Until these changes are made, users must remain vigilant, utilizing dark modes, screen savers, and manual brightness adjustments to preserve their investments. But the responsibility lies with Microsoft to build an operating system that respects the intricate physics of the displays it powers. The future of computing is visual, and for OLED users, that future depends on Windows 11 bridging the gap between software potential and hardware reality.


FAQ Section

Q: Why does my Windows 11 OLED monitor look dim when I open a bright application? A: This is due to the Automatic Brightness Limiter (ABL). OLED panels reduce overall brightness when large areas of the screen are bright to manage power and heat. Windows 11 does not currently offer tools to mitigate this behavior, so the monitor reacts automatically.

Q: Can I prevent burn-in on Windows 11? A: You can take precautions such as using Dark Mode, auto-hiding the taskbar, and using black wallpapers. However, Windows 11 lacks built-in pixel-shifting or static element dimming features that would actively prevent burn-in.

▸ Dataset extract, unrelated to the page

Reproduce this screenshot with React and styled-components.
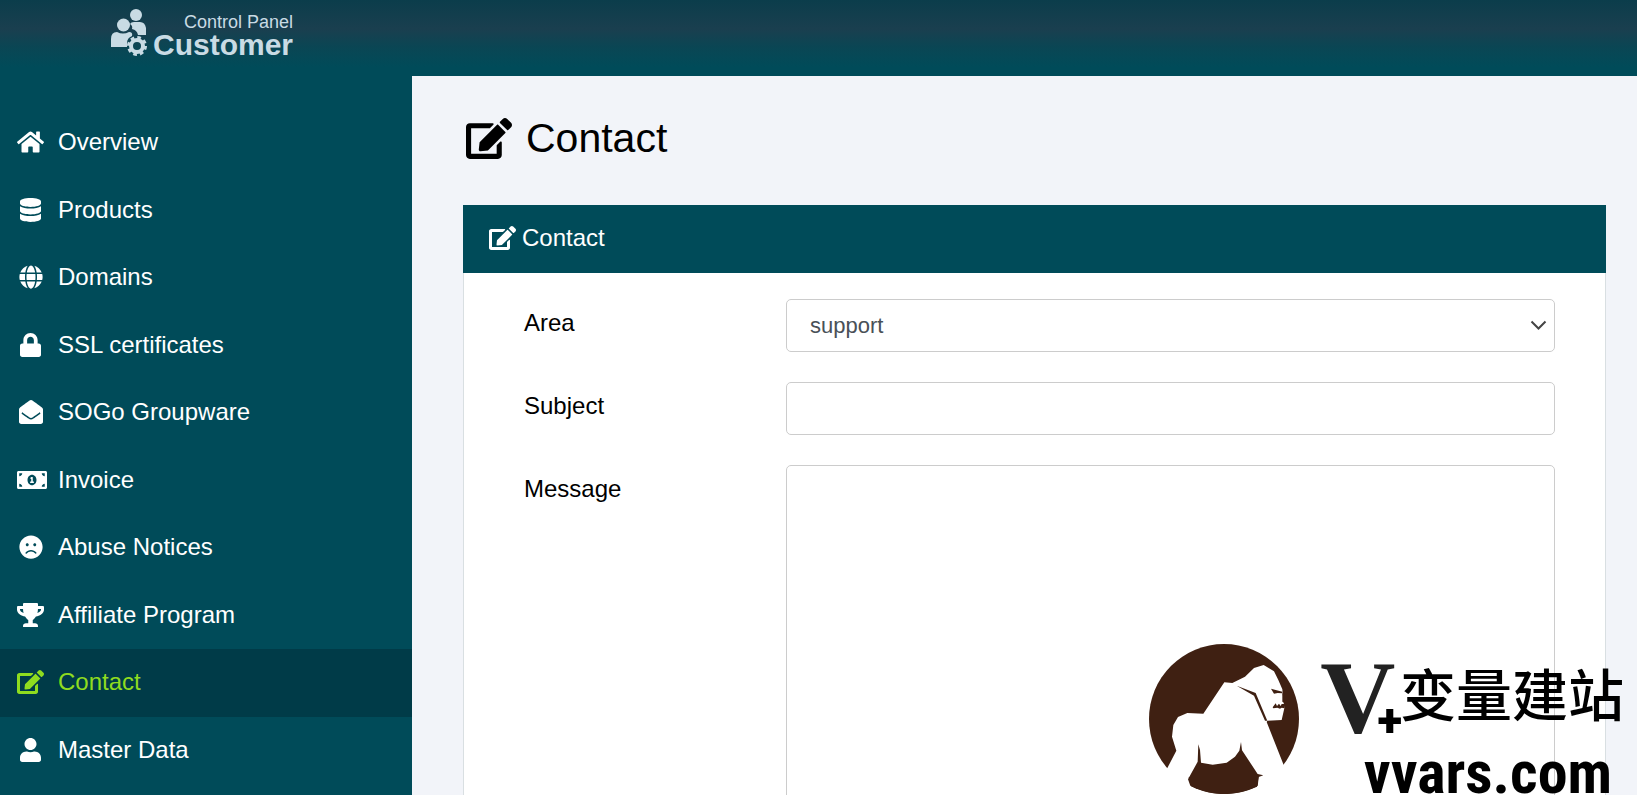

Q: Is Auto HDR good for OLED monitors? A: Auto HDR is a welcome feature, but it is not perfect. It can sometimes raise the black levels, which is undesirable on OLED. Without proper tone mapping controls, Auto HDR may cause the ABL to trigger more aggressively.

Q: Will Windows 12 fix these issues? A: It is too early to speculate on Windows 12. However, based on the slow adoption of OLED-specific features in Windows 10 and 11, users should not assume these features will arrive automatically. Community feedback is essential to push Microsoft in the right direction.

Q: Does Linux handle OLED better? A: Linux offers more granular control via command-line tools and desktop environment settings (like KDE’s ICC profile management and brightness controls). However, it still lacks a universal standard for ABL management. Power users often find Linux more flexible for OLED optimization, but it requires significant manual configuration.